The truck driver didn't run over the Tesla. The Tesla ran under the truck. There's a difference. If you noticed, nowhere at any time was the truck driver assumed to have been in the wrong.


----------



## PStechPaul (May 1, 2012)

The truck driver had already allowed one car to pass, and when saw the Tesla crest a hill with limited sight distance, he had already committed to the turn. He tried to speed up to give the driver room to avoid a collision, but the Tesla moved from the fast to the slow lane, causing it to pass under the trailer rather than hit the rear wheels or clear the truck altogether. He was also probably speeding, and he was known as a daredevil with numerous speeding citations.

After the Tesla smashed through a couple of fences it struck a utility pole which finally stopped it.

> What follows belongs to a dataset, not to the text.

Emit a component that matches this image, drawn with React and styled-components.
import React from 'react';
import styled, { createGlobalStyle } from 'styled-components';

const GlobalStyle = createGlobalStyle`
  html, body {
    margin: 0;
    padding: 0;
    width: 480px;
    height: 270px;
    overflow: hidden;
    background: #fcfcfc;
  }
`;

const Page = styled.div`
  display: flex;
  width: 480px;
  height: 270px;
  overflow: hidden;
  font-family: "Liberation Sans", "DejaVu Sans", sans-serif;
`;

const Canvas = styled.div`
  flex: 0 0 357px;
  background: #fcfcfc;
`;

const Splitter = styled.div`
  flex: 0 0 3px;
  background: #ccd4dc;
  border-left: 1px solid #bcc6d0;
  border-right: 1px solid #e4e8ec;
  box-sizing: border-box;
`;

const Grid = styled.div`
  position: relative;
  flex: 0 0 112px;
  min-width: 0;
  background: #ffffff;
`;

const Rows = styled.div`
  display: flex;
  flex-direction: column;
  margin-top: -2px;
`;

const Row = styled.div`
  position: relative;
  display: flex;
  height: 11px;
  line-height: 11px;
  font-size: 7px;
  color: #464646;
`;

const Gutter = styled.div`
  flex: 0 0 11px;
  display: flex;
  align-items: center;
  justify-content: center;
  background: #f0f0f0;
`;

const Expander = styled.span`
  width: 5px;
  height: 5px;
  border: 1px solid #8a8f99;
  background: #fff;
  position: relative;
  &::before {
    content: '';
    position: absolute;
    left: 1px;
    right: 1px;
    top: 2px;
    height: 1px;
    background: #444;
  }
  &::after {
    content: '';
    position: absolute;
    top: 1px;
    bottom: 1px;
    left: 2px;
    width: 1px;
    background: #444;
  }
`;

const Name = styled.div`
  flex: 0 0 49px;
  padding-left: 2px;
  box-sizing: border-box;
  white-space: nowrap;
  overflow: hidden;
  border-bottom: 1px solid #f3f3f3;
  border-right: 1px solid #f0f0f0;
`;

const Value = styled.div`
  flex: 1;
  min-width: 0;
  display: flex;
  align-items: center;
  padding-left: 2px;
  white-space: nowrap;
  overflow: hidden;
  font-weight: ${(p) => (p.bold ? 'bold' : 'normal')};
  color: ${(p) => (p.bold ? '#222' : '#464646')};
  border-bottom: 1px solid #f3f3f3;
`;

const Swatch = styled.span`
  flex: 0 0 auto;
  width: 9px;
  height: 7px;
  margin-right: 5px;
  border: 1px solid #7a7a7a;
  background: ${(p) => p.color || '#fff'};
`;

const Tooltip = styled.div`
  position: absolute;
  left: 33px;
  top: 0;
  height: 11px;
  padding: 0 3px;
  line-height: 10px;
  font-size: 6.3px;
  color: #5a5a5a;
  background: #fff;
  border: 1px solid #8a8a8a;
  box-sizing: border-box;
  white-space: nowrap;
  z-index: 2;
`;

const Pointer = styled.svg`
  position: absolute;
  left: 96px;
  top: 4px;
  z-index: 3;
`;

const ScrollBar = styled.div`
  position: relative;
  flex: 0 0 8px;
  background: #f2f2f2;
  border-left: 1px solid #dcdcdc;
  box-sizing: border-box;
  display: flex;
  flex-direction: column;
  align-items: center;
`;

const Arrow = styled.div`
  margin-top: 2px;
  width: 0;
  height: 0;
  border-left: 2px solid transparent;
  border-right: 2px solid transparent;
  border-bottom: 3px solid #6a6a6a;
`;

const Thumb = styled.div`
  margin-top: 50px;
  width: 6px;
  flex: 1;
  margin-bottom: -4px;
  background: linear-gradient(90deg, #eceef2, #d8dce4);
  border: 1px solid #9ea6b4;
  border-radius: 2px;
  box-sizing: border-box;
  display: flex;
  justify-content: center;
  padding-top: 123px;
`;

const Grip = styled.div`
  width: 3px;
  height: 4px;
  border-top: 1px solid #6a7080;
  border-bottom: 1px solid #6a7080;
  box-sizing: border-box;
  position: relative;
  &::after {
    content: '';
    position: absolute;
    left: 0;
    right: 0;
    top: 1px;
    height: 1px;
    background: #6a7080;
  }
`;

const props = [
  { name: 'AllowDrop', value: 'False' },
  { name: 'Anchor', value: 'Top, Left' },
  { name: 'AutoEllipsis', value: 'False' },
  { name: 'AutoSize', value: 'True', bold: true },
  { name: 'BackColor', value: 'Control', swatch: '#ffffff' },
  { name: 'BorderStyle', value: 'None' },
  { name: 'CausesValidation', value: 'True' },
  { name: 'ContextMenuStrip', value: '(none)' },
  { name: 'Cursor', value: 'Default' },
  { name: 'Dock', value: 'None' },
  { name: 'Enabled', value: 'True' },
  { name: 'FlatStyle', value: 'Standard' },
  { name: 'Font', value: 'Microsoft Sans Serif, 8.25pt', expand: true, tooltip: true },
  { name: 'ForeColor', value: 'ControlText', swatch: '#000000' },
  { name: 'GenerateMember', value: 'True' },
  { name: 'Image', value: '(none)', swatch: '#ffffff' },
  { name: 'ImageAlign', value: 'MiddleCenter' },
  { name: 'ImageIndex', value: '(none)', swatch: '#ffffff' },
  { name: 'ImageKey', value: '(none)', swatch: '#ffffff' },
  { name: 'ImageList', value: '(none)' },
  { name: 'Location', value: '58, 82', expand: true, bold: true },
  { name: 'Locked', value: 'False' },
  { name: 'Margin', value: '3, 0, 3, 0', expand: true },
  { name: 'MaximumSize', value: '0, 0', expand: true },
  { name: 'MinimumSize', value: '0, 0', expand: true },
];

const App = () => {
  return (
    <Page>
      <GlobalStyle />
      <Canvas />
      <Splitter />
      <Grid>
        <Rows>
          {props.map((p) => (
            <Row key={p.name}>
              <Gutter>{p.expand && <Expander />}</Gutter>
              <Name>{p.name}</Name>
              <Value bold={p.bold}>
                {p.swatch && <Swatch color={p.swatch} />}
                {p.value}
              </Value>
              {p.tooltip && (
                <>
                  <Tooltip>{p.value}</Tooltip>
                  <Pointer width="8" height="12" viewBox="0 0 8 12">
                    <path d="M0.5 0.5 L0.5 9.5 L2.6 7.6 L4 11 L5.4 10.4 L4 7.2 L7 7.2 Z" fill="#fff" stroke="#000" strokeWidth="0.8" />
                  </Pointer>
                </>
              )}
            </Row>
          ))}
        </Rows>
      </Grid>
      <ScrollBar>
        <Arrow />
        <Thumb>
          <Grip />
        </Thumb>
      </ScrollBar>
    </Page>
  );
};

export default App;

The truck driver went to the car to provide assistance, after presumably calling 911, and that is where he heard the Harry Potter movie playing on a separate DVD player.

Truck trailers should have side skirts that are at a height where they can be detected by cameras, radar, and headlights from a low-riding vehicle such as the Tesla. 

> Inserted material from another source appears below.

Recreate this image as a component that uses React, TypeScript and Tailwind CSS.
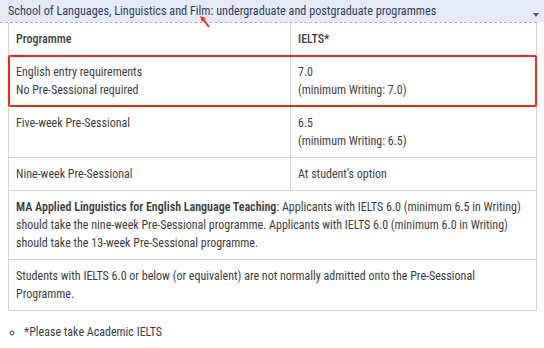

http://www.truck-drivers-money-saving-tips.com/side-skirts.html



















Then there is the "transparent truck" that is similar to a Rochester cloaking device that could make it appear invisible:
http://www.gizmag.com/samsung-safety-truck-cameras-screens/38122/


----------



## Duncan (Dec 8, 2008)

So the truck driver decided to pull out in front of a car on the highway?

He couldn't wait until the road was clear?


----------



## PStechPaul (May 1, 2012)

As I said, but perhaps not clearly enough, the road was clear when the truck driver started his turn. But the Tesla was hidden behind a hill and he didn't see it until he had already committed to the turn, so he tried to get out of the way. But a semi truck loaded with blueberries can't accelerate very quickly. He said the Tesla was going so fast he didn't even see it as it ran under the trailer. 

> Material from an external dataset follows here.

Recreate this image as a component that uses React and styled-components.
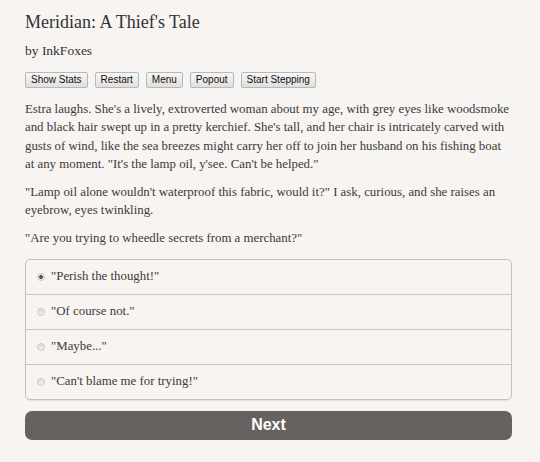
import React from "react";
import styled, { createGlobalStyle } from "styled-components";

const Global = createGlobalStyle`
  html, body { margin: 0; padding: 0; background: #f7f4f1; }
  body { font-family: "Liberation Serif", "Times New Roman", serif; color: #3b3b3b; }
`;

const Page = styled.div`
  padding: 10px 28px 0 25px;
  width: 487px;
`;

const Title = styled.h1`
  font-weight: normal;
  font-size: 18px;
  margin: 0;
  line-height: 24px;
  color: #333;
`;

const Author = styled.h2`
  font-weight: normal;
  font-size: 13.5px;
  margin: 8px 0 0;
  line-height: 18px;
  color: #333;
`;

const Toolbar = styled.div`
  display: flex;
  gap: 7px;
  margin-top: 12px;
`;

const ToolButton = styled.button`
  font-family: "Liberation Sans", Arial, sans-serif;
  font-size: 10px;
  color: #111;
  background: linear-gradient(#f7f7f7, #dfdfdf);
  border: 1px solid #b8b8b8;
  border-radius: 2px;
  padding: 0 5px;
  height: 16px;
  line-height: 14px;
`;

const Para = styled.p`
  font-size: 12.85px;
  line-height: 18.3px;
  margin: ${(p) => (p.$first ? "12px" : "9.5px")} 0 0;
`;

const Choices = styled.div`
  margin-top: 11.5px;
  border: 1px solid #c4c1be;
  border-radius: 5px;
  box-shadow: 0 1px 1px rgba(0,0,0,0.08);
  overflow: hidden;
`;

const Choice = styled.label`
  display: flex;
  align-items: center;
  gap: 6px;
  height: 34px;
  padding-left: 11px;
  font-size: 12.85px;
  border-top: ${(p) => (p.$first ? "none" : "1px solid #c8c5c2")};
  cursor: pointer;
`;

const Radio = styled.span`
  width: 6px;
  height: 6px;
  border-radius: 50%;
  border: 1px solid #cacaca;
  background: ${(p) =>
    p.$checked
      ? "radial-gradient(circle, #555 0 1.6px, #e4e4e4 2.2px)"
      : "linear-gradient(#dcdcdc, #f0f0f0)"};
  flex: none;
`;

const Next = styled.button`
  display: block;
  width: 100%;
  margin-top: 11px;
  height: 29px;
  background: #65625f;
  border: none;
  border-radius: 7px;
  color: #fff;
  font-family: "Liberation Sans", Arial, sans-serif;
  font-weight: bold;
  font-size: 16px;
`;

const choices = [
  '"Perish the thought!"',
  '"Of course not."',
  '"Maybe..."',
  '"Can\'t blame me for trying!"',
];

export default function App() {
  return (
    <>
      <Global />
      <Page>
        <Title>Meridian: A Thief's Tale</Title>
        <Author>by InkFoxes</Author>
        <Toolbar>
          <ToolButton>Show Stats</ToolButton>
          <ToolButton>Restart</ToolButton>
          <ToolButton>Menu</ToolButton>
          <ToolButton>Popout</ToolButton>
          <ToolButton>Start Stepping</ToolButton>
        </Toolbar>
        <Para $first>
          Estra laughs. She's a lively, extroverted woman about my age, with grey eyes like woodsmoke and black hair swept up in a pretty kerchief. She's tall, and her chair is intricately carved with gusts of wind, like the sea breezes might carry her off to join her husband on his fishing boat at any moment. "It's the lamp oil, y'see. Can't be helped."
        </Para>
        <Para>
          "Lamp oil alone wouldn't waterproof this fabric, would it?" I ask, curious, and she raises an eyebrow, eyes twinkling.
        </Para>
        <Para>"Are you trying to wheedle secrets from a merchant?"</Para>
        <Choices>
          {choices.map((c, i) => (
            <Choice key={i} $first={i === 0}>
              <Radio $checked={i === 0} />
              {c}
            </Choice>
          ))}
        </Choices>
        <Next>Next</Next>
      </Page>
    </>
  );
}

One should always be aware of situations where sight distance is limited, and there might be a stalled vehicle, debris in the roadway, animals, potholes, and other hazards that might not be visible until there is little time to react. Even a situation like white-out, with lots of sun glare and a white trailer that blends into the background, should be a trigger to slow down and proceed with due caution. 

There is a lengthy thread on the HSM forum that discusses this in depth:

http://bbs.homeshopmachinist.net/threads/70888-quot-Tessy-quot-only-the-beginning?highlight=tesla


----------



## Duncan (Dec 8, 2008)

If you are going to block a road for longer than the sight distance you should NOT turn there

A truck driver is up high - he can see quite well

Turning on a high speed road where he cannot see something coming is simply not acceptable

If his vehicle could not make that turn then he should not have been driving down there

If somebody blocks a highway an accident caused by that blockage is his fault


----------



## dcb (Dec 5, 2009)

Duncan said:


> If you are going to block a road for longer than the sight distance you should NOT turn there
> 
> A truck driver is up high - he can see quite well
> 
> ...


Lol, love these assertions, but it sounds like the driver went when it was clear and a speeding asshole came over the hill at a bad time, and without paying any attention.

In the states, fault is shared to a degree, just by virtue of the fact that they both left the house that day.



Duncan said:


> If somebody blocks a highway an accident caused by that blockage is his fault


Couldn't be more wrong, drivers need to be alert. If there are no skid marks then you are even more culpable, on a text? sameo sameo, it was a kid you hit while screwing around? you would hope your conscious would never let you get behind the wheel again. 

Could be a tree or deer or another accident, you MUST PAY ATTENTION AT ALL TIMES END OF STORY


----------



## RIPPERTON (Jan 26, 2010)

In fact...
if the tesla driver was paying attention and not goofing off playing with his autopilot there wouldnt have been an accident.
Bottom line, AutoPilot is just a toy and a dangerous one at that.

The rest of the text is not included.